* [WORK TO DO]:
The listing below should be printed exactly, every line of it. Skip the pictures.

======== DATA BLOCK ========

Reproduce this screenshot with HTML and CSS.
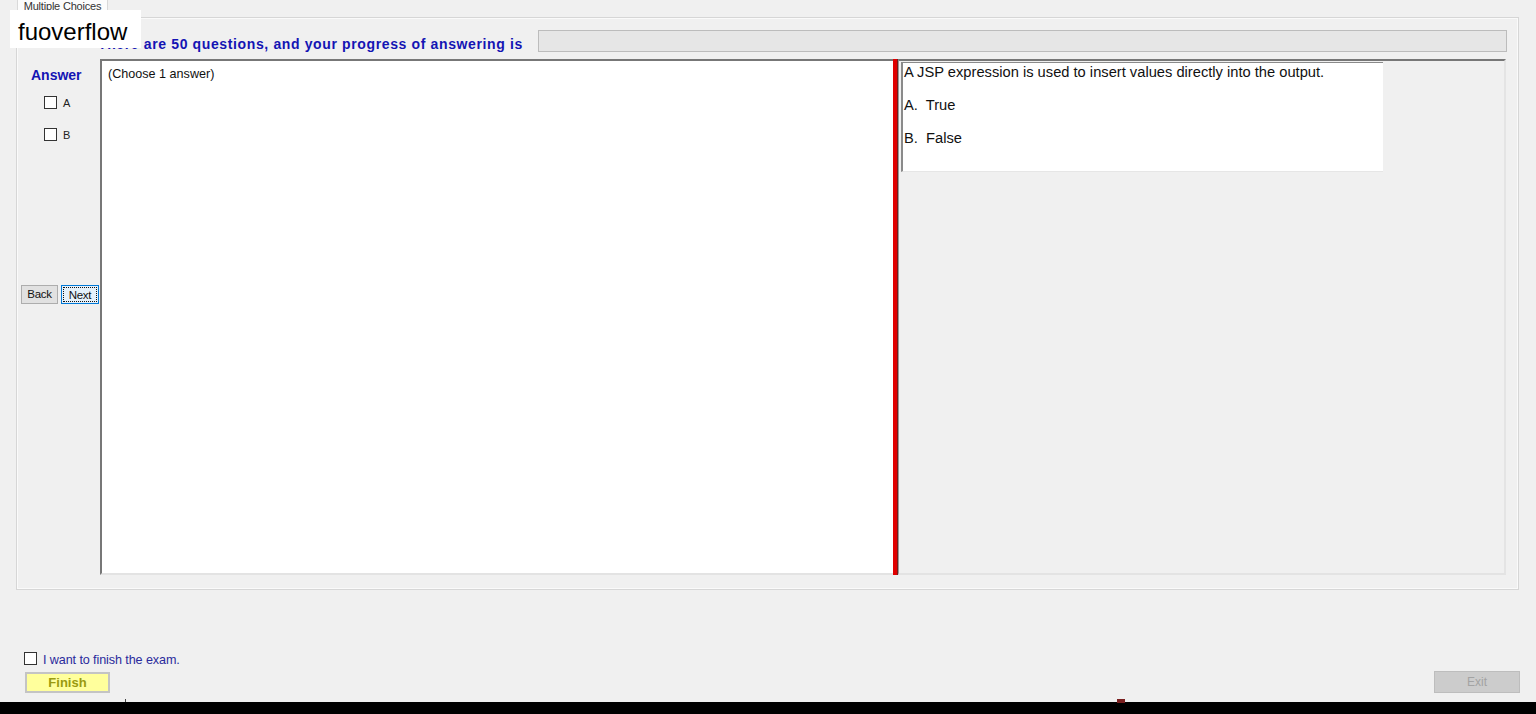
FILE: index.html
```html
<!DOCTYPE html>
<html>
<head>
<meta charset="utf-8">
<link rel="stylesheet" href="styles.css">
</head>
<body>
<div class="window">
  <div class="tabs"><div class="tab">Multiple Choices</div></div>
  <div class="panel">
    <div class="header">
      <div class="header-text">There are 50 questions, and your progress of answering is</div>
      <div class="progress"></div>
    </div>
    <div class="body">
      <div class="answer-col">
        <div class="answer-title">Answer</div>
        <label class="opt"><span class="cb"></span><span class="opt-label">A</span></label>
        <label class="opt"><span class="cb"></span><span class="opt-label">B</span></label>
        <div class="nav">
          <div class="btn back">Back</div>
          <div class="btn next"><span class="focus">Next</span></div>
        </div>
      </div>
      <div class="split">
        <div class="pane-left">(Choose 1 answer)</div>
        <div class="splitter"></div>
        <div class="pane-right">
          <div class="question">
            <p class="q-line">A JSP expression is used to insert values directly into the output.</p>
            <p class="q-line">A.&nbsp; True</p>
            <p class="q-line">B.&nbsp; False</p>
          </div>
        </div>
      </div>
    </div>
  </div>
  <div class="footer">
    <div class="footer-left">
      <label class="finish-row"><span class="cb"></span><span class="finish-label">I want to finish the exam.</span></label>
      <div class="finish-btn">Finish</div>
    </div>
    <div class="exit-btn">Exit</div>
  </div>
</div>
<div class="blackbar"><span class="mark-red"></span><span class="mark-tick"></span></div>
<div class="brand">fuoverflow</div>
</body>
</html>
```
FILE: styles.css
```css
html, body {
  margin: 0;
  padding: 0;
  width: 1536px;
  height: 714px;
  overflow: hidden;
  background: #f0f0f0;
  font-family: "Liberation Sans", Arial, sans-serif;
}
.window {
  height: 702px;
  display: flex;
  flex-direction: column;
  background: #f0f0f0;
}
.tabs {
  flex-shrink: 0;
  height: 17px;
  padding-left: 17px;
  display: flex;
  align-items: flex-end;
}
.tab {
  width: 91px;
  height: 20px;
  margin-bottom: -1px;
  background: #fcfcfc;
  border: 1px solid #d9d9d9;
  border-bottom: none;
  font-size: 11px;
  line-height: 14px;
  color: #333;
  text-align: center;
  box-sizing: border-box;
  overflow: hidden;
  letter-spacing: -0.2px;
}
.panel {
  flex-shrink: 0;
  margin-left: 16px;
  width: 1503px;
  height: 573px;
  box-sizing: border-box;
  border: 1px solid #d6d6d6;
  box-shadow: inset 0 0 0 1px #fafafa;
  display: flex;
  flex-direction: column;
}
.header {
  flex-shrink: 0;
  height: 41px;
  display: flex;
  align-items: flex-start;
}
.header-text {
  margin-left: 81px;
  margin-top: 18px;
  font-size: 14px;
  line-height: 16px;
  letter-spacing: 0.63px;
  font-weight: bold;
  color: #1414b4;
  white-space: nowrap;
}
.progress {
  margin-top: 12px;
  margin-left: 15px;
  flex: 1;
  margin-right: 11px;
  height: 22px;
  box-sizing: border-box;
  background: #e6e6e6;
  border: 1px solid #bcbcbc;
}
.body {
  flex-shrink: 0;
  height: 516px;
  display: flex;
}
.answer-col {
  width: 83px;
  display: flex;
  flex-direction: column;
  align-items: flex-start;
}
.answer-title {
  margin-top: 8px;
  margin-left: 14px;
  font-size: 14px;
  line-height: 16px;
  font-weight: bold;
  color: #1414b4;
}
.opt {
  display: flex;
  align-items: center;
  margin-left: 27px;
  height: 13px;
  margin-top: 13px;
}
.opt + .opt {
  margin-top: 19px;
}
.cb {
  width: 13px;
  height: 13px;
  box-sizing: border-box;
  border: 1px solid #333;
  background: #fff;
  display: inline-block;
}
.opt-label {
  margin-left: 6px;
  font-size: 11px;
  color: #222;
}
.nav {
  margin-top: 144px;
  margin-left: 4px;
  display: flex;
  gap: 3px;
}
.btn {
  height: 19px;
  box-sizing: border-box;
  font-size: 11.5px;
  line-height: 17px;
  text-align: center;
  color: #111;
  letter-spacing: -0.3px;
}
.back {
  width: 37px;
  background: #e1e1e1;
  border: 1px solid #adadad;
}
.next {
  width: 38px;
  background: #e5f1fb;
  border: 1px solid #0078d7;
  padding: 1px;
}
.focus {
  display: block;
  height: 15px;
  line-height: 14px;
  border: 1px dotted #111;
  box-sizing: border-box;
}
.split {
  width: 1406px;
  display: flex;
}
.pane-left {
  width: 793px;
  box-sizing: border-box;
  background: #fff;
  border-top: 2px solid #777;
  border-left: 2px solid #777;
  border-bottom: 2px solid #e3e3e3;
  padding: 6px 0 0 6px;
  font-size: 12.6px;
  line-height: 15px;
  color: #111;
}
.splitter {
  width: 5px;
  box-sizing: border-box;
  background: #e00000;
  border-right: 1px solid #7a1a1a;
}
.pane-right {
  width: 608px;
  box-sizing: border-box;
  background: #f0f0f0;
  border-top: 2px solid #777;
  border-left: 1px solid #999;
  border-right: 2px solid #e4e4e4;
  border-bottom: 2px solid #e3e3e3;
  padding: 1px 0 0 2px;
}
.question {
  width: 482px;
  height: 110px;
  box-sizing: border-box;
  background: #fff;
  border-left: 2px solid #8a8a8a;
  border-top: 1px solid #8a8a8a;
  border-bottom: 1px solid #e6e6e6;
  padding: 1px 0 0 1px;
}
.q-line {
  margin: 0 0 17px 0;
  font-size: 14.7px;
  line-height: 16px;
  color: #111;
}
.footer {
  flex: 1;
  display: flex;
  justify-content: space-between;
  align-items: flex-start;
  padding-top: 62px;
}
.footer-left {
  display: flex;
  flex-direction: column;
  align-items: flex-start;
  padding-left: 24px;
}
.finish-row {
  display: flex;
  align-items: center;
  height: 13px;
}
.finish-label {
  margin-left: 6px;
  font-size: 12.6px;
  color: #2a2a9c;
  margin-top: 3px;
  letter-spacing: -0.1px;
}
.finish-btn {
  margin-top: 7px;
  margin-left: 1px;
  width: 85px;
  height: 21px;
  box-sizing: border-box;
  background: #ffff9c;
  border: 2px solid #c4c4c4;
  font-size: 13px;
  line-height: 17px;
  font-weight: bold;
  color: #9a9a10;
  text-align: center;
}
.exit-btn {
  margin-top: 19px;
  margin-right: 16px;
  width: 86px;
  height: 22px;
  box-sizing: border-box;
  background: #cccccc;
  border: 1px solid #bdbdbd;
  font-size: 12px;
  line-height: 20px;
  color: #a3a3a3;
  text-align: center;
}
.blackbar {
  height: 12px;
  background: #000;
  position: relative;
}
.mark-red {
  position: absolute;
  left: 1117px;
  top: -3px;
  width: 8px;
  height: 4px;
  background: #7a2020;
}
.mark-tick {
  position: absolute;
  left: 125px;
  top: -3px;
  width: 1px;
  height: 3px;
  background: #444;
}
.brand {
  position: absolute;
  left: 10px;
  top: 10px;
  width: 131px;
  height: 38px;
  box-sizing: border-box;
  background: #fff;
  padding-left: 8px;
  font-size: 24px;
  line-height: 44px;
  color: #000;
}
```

========

* [SOLUTION]:
Reproduce this screenshot with HTML and CSS.
FILE: index.html
```html
<!DOCTYPE html>
<html>
<head>
<meta charset="utf-8">
<link rel="stylesheet" href="styles.css">
</head>
<body>
<div class="window">
  <div class="tabs"><div class="tab">Multiple Choices</div></div>
  <div class="panel">
    <div class="header">
      <div class="header-text">There are 50 questions, and your progress of answering is</div>
      <div class="progress"></div>
    </div>
    <div class="body">
      <div class="answer-col">
        <div class="answer-title">Answer</div>
        <label class="opt"><span class="cb"></span><span class="opt-label">A</span></label>
        <label class="opt"><span class="cb"></span><span class="opt-label">B</span></label>
        <div class="nav">
          <div class="btn back">Back</div>
          <div class="btn next"><span class="focus">Next</span></div>
        </div>
      </div>
      <div class="split">
        <div class="pane-left">(Choose 1 answer)</div>
        <div class="splitter"></div>
        <div class="pane-right">
          <div class="question">
            <p class="q-line">A JSP expression is used to insert values directly into the output.</p>
            <p class="q-line">A.&nbsp; True</p>
            <p class="q-line">B.&nbsp; False</p>
          </div>
        </div>
      </div>
    </div>
  </div>
  <div class="footer">
    <div class="footer-left">
      <label class="finish-row"><span class="cb"></span><span class="finish-label">I want to finish the exam.</span></label>
      <div class="finish-btn">Finish</div>
    </div>
    <div class="exit-btn">Exit</div>
  </div>
</div>
<div class="blackbar"><span class="mark-red"></span><span class="mark-tick"></span></div>
<div class="brand">fuoverflow</div>
</body>
</html>
```
FILE: styles.css
```css
html, body {
  margin: 0;
  padding: 0;
  width: 1536px;
  height: 714px;
  overflow: hidden;
  background: #f0f0f0;
  font-family: "Liberation Sans", Arial, sans-serif;
}
.window {
  height: 702px;
  display: flex;
  flex-direction: column;
  background: #f0f0f0;
}
.tabs {
  flex-shrink: 0;
  height: 17px;
  padding-left: 17px;
  display: flex;
  align-items: flex-end;
}
.tab {
  width: 91px;
  height: 20px;
  margin-bottom: -1px;
  background: #fcfcfc;
  border: 1px solid #d9d9d9;
  border-bottom: none;
  font-size: 11px;
  line-height: 14px;
  color: #333;
  text-align: center;
  box-sizing: border-box;
  overflow: hidden;
  letter-spacing: -0.2px;
}
.panel {
  flex-shrink: 0;
  margin-left: 16px;
  width: 1503px;
  height: 573px;
  box-sizing: border-box;
  border: 1px solid #d6d6d6;
  box-shadow: inset 0 0 0 1px #fafafa;
  display: flex;
  flex-direction: column;
}
.header {
  flex-shrink: 0;
  height: 41px;
  display: flex;
  align-items: flex-start;
}
.header-text {
  margin-left: 81px;
  margin-top: 18px;
  font-size: 14px;
  line-height: 16px;
  letter-spacing: 0.63px;
  font-weight: bold;
  color: #1414b4;
  white-space: nowrap;
}
.progress {
  margin-top: 12px;
  margin-left: 15px;
  flex: 1;
  margin-right: 11px;
  height: 22px;
  box-sizing: border-box;
  background: #e6e6e6;
  border: 1px solid #bcbcbc;
}
.body {
  flex-shrink: 0;
  height: 516px;
  display: flex;
}
.answer-col {
  width: 83px;
  display: flex;
  flex-direction: column;
  align-items: flex-start;
}
.answer-title {
  margin-top: 8px;
  margin-left: 14px;
  font-size: 14px;
  line-height: 16px;
  font-weight: bold;
  color: #1414b4;
}
.opt {
  display: flex;
  align-items: center;
  margin-left: 27px;
  height: 13px;
  margin-top: 13px;
}
.opt + .opt {
  margin-top: 19px;
}
.cb {
  width: 13px;
  height: 13px;
  box-sizing: border-box;
  border: 1px solid #333;
  background: #fff;
  display: inline-block;
}
.opt-label {
  margin-left: 6px;
  font-size: 11px;
  color: #222;
}
.nav {
  margin-top: 144px;
  margin-left: 4px;
  display: flex;
  gap: 3px;
}
.btn {
  height: 19px;
  box-sizing: border-box;
  font-size: 11.5px;
  line-height: 17px;
  text-align: center;
  color: #111;
  letter-spacing: -0.3px;
}
.back {
  width: 37px;
  background: #e1e1e1;
  border: 1px solid #adadad;
}
.next {
  width: 38px;
  background: #e5f1fb;
  border: 1px solid #0078d7;
  padding: 1px;
}
.focus {
  display: block;
  height: 15px;
  line-height: 14px;
  border: 1px dotted #111;
  box-sizing: border-box;
}
.split {
  width: 1406px;
  display: flex;
}
.pane-left {
  width: 793px;
  box-sizing: border-box;
  background: #fff;
  border-top: 2px solid #777;
  border-left: 2px solid #777;
  border-bottom: 2px solid #e3e3e3;
  padding: 6px 0 0 6px;
  font-size: 12.6px;
  line-height: 15px;
  color: #111;
}
.splitter {
  width: 5px;
  box-sizing: border-box;
  background: #e00000;
  border-right: 1px solid #7a1a1a;
}
.pane-right {
  width: 608px;
  box-sizing: border-box;
  background: #f0f0f0;
  border-top: 2px solid #777;
  border-left: 1px solid #999;
  border-right: 2px solid #e4e4e4;
  border-bottom: 2px solid #e3e3e3;
  padding: 1px 0 0 2px;
}
.question {
  width: 482px;
  height: 110px;
  box-sizing: border-box;
  background: #fff;
  border-left: 2px solid #8a8a8a;
  border-top: 1px solid #8a8a8a;
  border-bottom: 1px solid #e6e6e6;
  padding: 1px 0 0 1px;
}
.q-line {
  margin: 0 0 17px 0;
  font-size: 14.7px;
  line-height: 16px;
  color: #111;
}
.footer {
  flex: 1;
  display: flex;
  justify-content: space-between;
  align-items: flex-start;
  padding-top: 62px;
}
.footer-left {
  display: flex;
  flex-direction: column;
  align-items: flex-start;
  padding-left: 24px;
}
.finish-row {
  display: flex;
  align-items: center;
  height: 13px;
}
.finish-label {
  margin-left: 6px;
  font-size: 12.6px;
  color: #2a2a9c;
  margin-top: 3px;
  letter-spacing: -0.1px;
}
.finish-btn {
  margin-top: 7px;
  margin-left: 1px;
  width: 85px;
  height: 21px;
  box-sizing: border-box;
  background: #ffff9c;
  border: 2px solid #c4c4c4;
  font-size: 13px;
  line-height: 17px;
  font-weight: bold;
  color: #9a9a10;
  text-align: center;
}
.exit-btn {
  margin-top: 19px;
  margin-right: 16px;
  width: 86px;
  height: 22px;
  box-sizing: border-box;
  background: #cccccc;
  border: 1px solid #bdbdbd;
  font-size: 12px;
  line-height: 20px;
  color: #a3a3a3;
  text-align: center;
}
.blackbar {
  height: 12px;
  background: #000;
  position: relative;
}
.mark-red {
  position: absolute;
  left: 1117px;
  top: -3px;
  width: 8px;
  height: 4px;
  background: #7a2020;
}
.mark-tick {
  position: absolute;
  left: 125px;
  top: -3px;
  width: 1px;
  height: 3px;
  background: #444;
}
.brand {
  position: absolute;
  left: 10px;
  top: 10px;
  width: 131px;
  height: 38px;
  box-sizing: border-box;
  background: #fff;
  padding-left: 8px;
  font-size: 24px;
  line-height: 44px;
  color: #000;
}
```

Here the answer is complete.